Given information:

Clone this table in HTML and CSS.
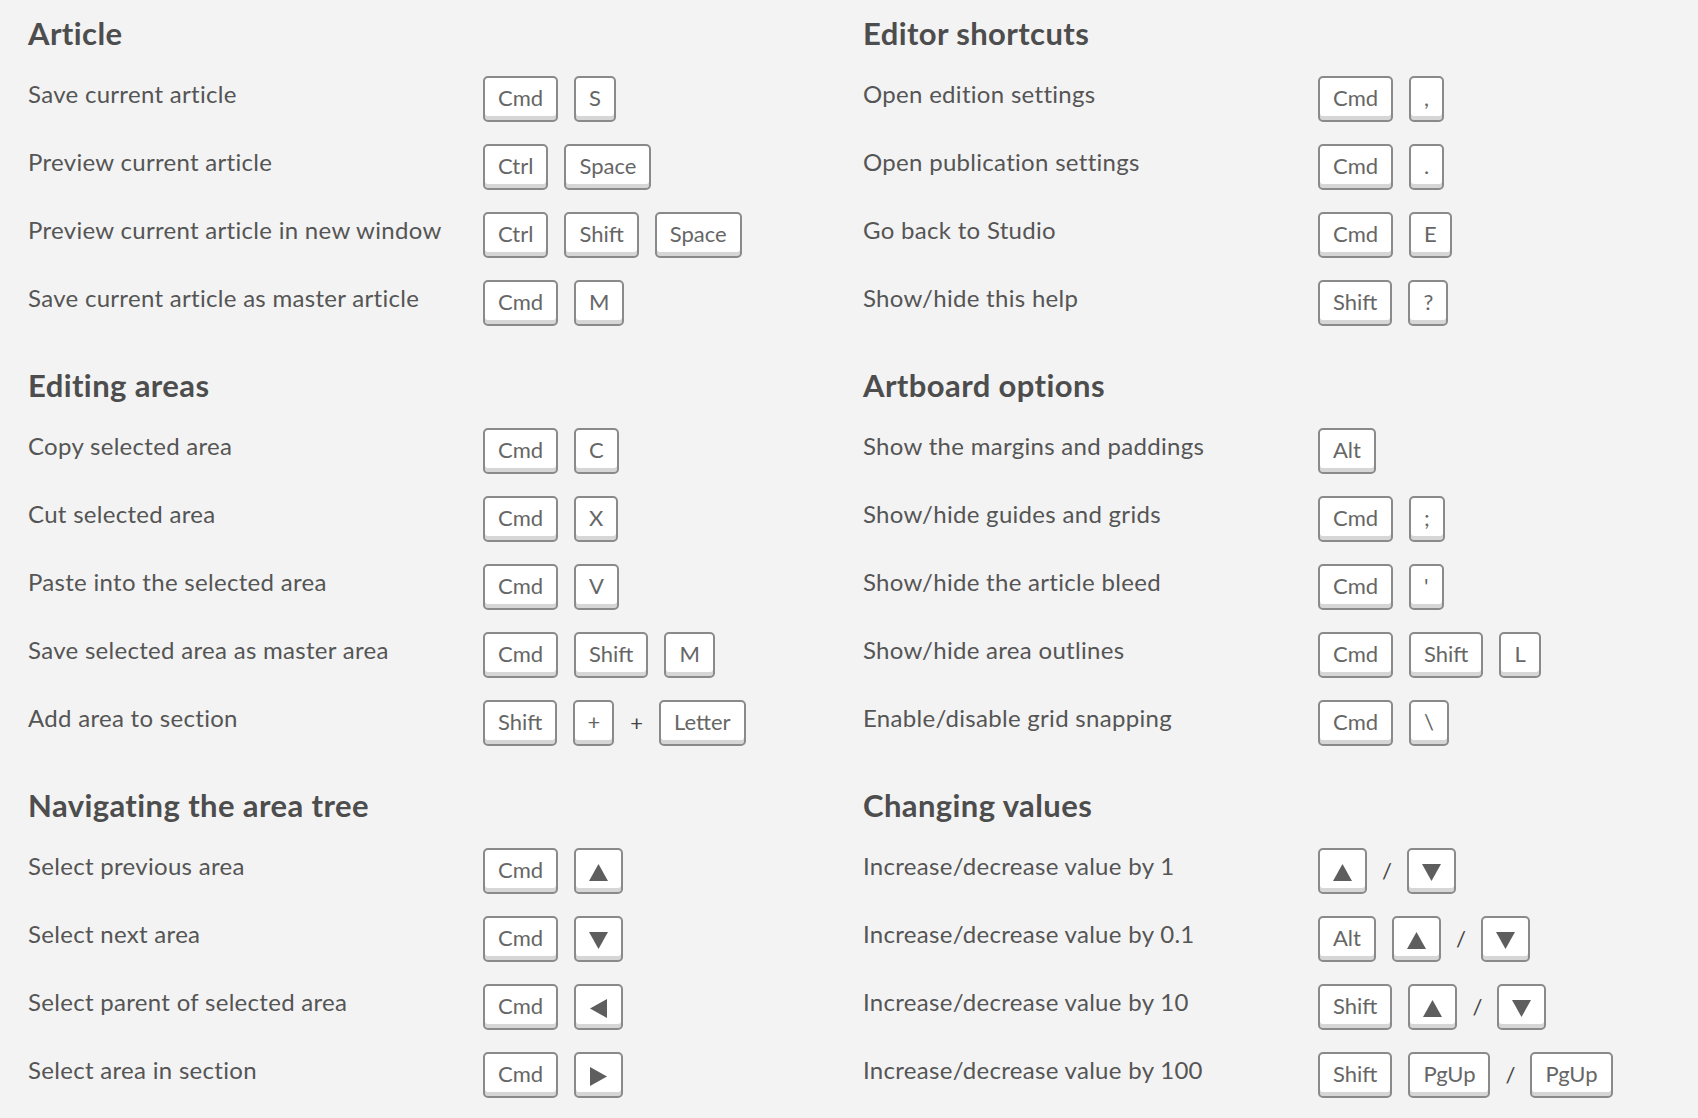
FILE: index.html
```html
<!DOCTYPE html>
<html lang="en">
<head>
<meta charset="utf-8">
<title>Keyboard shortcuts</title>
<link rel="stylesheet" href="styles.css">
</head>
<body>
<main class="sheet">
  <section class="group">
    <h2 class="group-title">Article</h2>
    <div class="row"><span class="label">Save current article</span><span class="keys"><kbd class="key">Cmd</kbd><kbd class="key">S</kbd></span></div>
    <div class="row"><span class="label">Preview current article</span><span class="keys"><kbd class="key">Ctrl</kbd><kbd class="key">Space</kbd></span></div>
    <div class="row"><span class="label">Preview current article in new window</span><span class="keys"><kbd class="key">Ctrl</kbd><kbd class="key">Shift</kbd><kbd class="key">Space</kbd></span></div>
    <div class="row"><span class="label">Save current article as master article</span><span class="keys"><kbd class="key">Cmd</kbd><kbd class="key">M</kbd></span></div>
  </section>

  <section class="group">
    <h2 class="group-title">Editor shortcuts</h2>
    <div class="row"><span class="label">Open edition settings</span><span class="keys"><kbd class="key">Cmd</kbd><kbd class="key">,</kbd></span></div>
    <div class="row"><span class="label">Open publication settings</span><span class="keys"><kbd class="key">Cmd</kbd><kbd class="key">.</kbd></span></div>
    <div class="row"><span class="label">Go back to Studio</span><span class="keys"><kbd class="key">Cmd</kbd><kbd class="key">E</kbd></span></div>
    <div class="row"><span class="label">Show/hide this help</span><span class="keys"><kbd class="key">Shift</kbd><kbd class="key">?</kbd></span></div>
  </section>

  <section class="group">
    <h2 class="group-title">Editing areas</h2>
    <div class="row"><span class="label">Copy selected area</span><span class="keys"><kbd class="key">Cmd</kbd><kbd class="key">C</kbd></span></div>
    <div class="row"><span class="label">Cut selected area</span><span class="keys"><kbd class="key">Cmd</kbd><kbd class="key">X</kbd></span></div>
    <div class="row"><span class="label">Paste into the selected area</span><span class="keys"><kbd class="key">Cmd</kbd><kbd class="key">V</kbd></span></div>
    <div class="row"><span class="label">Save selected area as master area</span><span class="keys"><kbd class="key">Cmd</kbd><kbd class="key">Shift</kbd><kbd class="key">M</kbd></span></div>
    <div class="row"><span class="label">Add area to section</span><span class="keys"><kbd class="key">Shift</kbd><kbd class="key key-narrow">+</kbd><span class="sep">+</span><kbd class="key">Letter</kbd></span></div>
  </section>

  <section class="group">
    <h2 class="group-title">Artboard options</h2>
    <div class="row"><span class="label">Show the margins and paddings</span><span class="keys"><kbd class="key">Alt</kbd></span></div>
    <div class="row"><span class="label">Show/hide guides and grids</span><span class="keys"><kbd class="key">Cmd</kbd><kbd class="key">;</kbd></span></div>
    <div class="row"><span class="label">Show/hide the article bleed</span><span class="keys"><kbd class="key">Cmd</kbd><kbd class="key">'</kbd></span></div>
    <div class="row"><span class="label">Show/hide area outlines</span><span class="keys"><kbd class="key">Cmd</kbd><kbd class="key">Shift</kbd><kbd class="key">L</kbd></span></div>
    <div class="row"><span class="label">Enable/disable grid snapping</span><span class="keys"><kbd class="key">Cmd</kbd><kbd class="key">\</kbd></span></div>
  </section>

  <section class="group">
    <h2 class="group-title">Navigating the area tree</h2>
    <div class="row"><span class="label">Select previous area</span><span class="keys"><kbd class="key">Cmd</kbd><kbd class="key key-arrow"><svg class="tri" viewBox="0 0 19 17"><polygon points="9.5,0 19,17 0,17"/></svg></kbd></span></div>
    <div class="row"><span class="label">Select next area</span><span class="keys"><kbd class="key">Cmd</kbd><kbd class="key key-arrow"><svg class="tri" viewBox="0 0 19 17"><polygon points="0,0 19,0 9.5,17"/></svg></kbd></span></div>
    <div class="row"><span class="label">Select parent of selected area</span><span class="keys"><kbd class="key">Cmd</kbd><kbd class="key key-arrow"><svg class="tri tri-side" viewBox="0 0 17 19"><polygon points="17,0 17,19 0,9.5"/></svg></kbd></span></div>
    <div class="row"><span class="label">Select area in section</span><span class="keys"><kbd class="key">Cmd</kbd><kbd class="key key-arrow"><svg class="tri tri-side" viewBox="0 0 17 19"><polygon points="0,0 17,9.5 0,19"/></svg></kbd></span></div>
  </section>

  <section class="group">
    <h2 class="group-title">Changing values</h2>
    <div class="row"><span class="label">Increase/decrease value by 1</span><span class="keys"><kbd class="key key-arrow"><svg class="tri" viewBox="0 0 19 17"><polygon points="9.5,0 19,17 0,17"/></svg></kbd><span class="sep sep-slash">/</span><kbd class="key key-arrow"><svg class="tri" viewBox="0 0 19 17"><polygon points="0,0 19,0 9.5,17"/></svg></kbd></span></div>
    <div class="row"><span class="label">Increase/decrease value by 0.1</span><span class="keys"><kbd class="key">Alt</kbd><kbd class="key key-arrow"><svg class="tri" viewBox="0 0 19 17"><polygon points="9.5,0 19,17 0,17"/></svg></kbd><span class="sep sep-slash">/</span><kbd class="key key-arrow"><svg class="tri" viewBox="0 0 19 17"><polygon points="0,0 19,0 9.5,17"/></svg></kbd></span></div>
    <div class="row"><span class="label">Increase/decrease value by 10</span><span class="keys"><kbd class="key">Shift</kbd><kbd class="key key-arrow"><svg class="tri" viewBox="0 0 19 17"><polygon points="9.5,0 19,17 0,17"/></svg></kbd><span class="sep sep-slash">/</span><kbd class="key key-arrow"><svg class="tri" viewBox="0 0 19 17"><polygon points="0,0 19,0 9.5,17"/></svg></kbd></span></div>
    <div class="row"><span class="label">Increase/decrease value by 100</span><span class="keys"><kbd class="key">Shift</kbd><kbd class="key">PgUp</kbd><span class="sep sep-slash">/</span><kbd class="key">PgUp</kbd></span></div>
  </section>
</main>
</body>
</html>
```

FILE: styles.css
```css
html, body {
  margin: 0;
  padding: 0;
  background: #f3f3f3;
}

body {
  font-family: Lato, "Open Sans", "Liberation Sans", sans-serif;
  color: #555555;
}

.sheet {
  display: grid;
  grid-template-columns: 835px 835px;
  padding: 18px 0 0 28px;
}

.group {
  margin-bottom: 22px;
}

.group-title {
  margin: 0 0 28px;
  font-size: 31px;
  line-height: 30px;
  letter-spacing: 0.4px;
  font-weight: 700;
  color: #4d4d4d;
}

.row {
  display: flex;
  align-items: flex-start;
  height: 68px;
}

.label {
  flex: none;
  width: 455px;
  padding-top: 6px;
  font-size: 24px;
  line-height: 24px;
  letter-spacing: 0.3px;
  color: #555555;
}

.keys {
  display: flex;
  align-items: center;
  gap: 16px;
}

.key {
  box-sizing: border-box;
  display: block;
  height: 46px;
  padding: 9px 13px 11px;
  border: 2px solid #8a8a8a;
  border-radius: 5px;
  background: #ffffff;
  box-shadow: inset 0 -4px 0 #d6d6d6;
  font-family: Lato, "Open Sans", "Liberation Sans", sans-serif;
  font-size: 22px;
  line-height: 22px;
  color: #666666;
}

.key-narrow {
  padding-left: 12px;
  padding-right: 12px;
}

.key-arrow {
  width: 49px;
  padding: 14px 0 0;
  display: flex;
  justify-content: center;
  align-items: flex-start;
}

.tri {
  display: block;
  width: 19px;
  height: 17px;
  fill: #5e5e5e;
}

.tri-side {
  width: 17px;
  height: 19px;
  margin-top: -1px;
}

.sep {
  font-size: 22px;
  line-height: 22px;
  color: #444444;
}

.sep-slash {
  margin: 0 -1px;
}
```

Instructions to follow: Copy out all of the data word for word. Do not carry over any picture.

Written solution:
Clone this table in HTML and CSS.
FILE: index.html
```html
<!DOCTYPE html>
<html lang="en">
<head>
<meta charset="utf-8">
<title>Keyboard shortcuts</title>
<link rel="stylesheet" href="styles.css">
</head>
<body>
<main class="sheet">
  <section class="group">
    <h2 class="group-title">Article</h2>
    <div class="row"><span class="label">Save current article</span><span class="keys"><kbd class="key">Cmd</kbd><kbd class="key">S</kbd></span></div>
    <div class="row"><span class="label">Preview current article</span><span class="keys"><kbd class="key">Ctrl</kbd><kbd class="key">Space</kbd></span></div>
    <div class="row"><span class="label">Preview current article in new window</span><span class="keys"><kbd class="key">Ctrl</kbd><kbd class="key">Shift</kbd><kbd class="key">Space</kbd></span></div>
    <div class="row"><span class="label">Save current article as master article</span><span class="keys"><kbd class="key">Cmd</kbd><kbd class="key">M</kbd></span></div>
  </section>

  <section class="group">
    <h2 class="group-title">Editor shortcuts</h2>
    <div class="row"><span class="label">Open edition settings</span><span class="keys"><kbd class="key">Cmd</kbd><kbd class="key">,</kbd></span></div>
    <div class="row"><span class="label">Open publication settings</span><span class="keys"><kbd class="key">Cmd</kbd><kbd class="key">.</kbd></span></div>
    <div class="row"><span class="label">Go back to Studio</span><span class="keys"><kbd class="key">Cmd</kbd><kbd class="key">E</kbd></span></div>
    <div class="row"><span class="label">Show/hide this help</span><span class="keys"><kbd class="key">Shift</kbd><kbd class="key">?</kbd></span></div>
  </section>

  <section class="group">
    <h2 class="group-title">Editing areas</h2>
    <div class="row"><span class="label">Copy selected area</span><span class="keys"><kbd class="key">Cmd</kbd><kbd class="key">C</kbd></span></div>
    <div class="row"><span class="label">Cut selected area</span><span class="keys"><kbd class="key">Cmd</kbd><kbd class="key">X</kbd></span></div>
    <div class="row"><span class="label">Paste into the selected area</span><span class="keys"><kbd class="key">Cmd</kbd><kbd class="key">V</kbd></span></div>
    <div class="row"><span class="label">Save selected area as master area</span><span class="keys"><kbd class="key">Cmd</kbd><kbd class="key">Shift</kbd><kbd class="key">M</kbd></span></div>
    <div class="row"><span class="label">Add area to section</span><span class="keys"><kbd class="key">Shift</kbd><kbd class="key key-narrow">+</kbd><span class="sep">+</span><kbd class="key">Letter</kbd></span></div>
  </section>

  <section class="group">
    <h2 class="group-title">Artboard options</h2>
    <div class="row"><span class="label">Show the margins and paddings</span><span class="keys"><kbd class="key">Alt</kbd></span></div>
    <div class="row"><span class="label">Show/hide guides and grids</span><span class="keys"><kbd class="key">Cmd</kbd><kbd class="key">;</kbd></span></div>
    <div class="row"><span class="label">Show/hide the article bleed</span><span class="keys"><kbd class="key">Cmd</kbd><kbd class="key">'</kbd></span></div>
    <div class="row"><span class="label">Show/hide area outlines</span><span class="keys"><kbd class="key">Cmd</kbd><kbd class="key">Shift</kbd><kbd class="key">L</kbd></span></div>
    <div class="row"><span class="label">Enable/disable grid snapping</span><span class="keys"><kbd class="key">Cmd</kbd><kbd class="key">\</kbd></span></div>
  </section>

  <section class="group">
    <h2 class="group-title">Navigating the area tree</h2>
    <div class="row"><span class="label">Select previous area</span><span class="keys"><kbd class="key">Cmd</kbd><kbd class="key key-arrow"><svg class="tri" viewBox="0 0 19 17"><polygon points="9.5,0 19,17 0,17"/></svg></kbd></span></div>
    <div class="row"><span class="label">Select next area</span><span class="keys"><kbd class="key">Cmd</kbd><kbd class="key key-arrow"><svg class="tri" viewBox="0 0 19 17"><polygon points="0,0 19,0 9.5,17"/></svg></kbd></span></div>
    <div class="row"><span class="label">Select parent of selected area</span><span class="keys"><kbd class="key">Cmd</kbd><kbd class="key key-arrow"><svg class="tri tri-side" viewBox="0 0 17 19"><polygon points="17,0 17,19 0,9.5"/></svg></kbd></span></div>
    <div class="row"><span class="label">Select area in section</span><span class="keys"><kbd class="key">Cmd</kbd><kbd class="key key-arrow"><svg class="tri tri-side" viewBox="0 0 17 19"><polygon points="0,0 17,9.5 0,19"/></svg></kbd></span></div>
  </section>

  <section class="group">
    <h2 class="group-title">Changing values</h2>
    <div class="row"><span class="label">Increase/decrease value by 1</span><span class="keys"><kbd class="key key-arrow"><svg class="tri" viewBox="0 0 19 17"><polygon points="9.5,0 19,17 0,17"/></svg></kbd><span class="sep sep-slash">/</span><kbd class="key key-arrow"><svg class="tri" viewBox="0 0 19 17"><polygon points="0,0 19,0 9.5,17"/></svg></kbd></span></div>
    <div class="row"><span class="label">Increase/decrease value by 0.1</span><span class="keys"><kbd class="key">Alt</kbd><kbd class="key key-arrow"><svg class="tri" viewBox="0 0 19 17"><polygon points="9.5,0 19,17 0,17"/></svg></kbd><span class="sep sep-slash">/</span><kbd class="key key-arrow"><svg class="tri" viewBox="0 0 19 17"><polygon points="0,0 19,0 9.5,17"/></svg></kbd></span></div>
    <div class="row"><span class="label">Increase/decrease value by 10</span><span class="keys"><kbd class="key">Shift</kbd><kbd class="key key-arrow"><svg class="tri" viewBox="0 0 19 17"><polygon points="9.5,0 19,17 0,17"/></svg></kbd><span class="sep sep-slash">/</span><kbd class="key key-arrow"><svg class="tri" viewBox="0 0 19 17"><polygon points="0,0 19,0 9.5,17"/></svg></kbd></span></div>
    <div class="row"><span class="label">Increase/decrease value by 100</span><span class="keys"><kbd class="key">Shift</kbd><kbd class="key">PgUp</kbd><span class="sep sep-slash">/</span><kbd class="key">PgUp</kbd></span></div>
  </section>
</main>
</body>
</html>
```

FILE: styles.css
```css
html, body {
  margin: 0;
  padding: 0;
  background: #f3f3f3;
}

body {
  font-family: Lato, "Open Sans", "Liberation Sans", sans-serif;
  color: #555555;
}

.sheet {
  display: grid;
  grid-template-columns: 835px 835px;
  padding: 18px 0 0 28px;
}

.group {
  margin-bottom: 22px;
}

.group-title {
  margin: 0 0 28px;
  font-size: 31px;
  line-height: 30px;
  letter-spacing: 0.4px;
  font-weight: 700;
  color: #4d4d4d;
}

.row {
  display: flex;
  align-items: flex-start;
  height: 68px;
}

.label {
  flex: none;
  width: 455px;
  padding-top: 6px;
  font-size: 24px;
  line-height: 24px;
  letter-spacing: 0.3px;
  color: #555555;
}

.keys {
  display: flex;
  align-items: center;
  gap: 16px;
}

.key {
  box-sizing: border-box;
  display: block;
  height: 46px;
  padding: 9px 13px 11px;
  border: 2px solid #8a8a8a;
  border-radius: 5px;
  background: #ffffff;
  box-shadow: inset 0 -4px 0 #d6d6d6;
  font-family: Lato, "Open Sans", "Liberation Sans", sans-serif;
  font-size: 22px;
  line-height: 22px;
  color: #666666;
}

.key-narrow {
  padding-left: 12px;
  padding-right: 12px;
}

.key-arrow {
  width: 49px;
  padding: 14px 0 0;
  display: flex;
  justify-content: center;
  align-items: flex-start;
}

.tri {
  display: block;
  width: 19px;
  height: 17px;
  fill: #5e5e5e;
}

.tri-side {
  width: 17px;
  height: 19px;
  margin-top: -1px;
}

.sep {
  font-size: 22px;
  line-height: 22px;
  color: #444444;
}

.sep-slash {
  margin: 0 -1px;
}
```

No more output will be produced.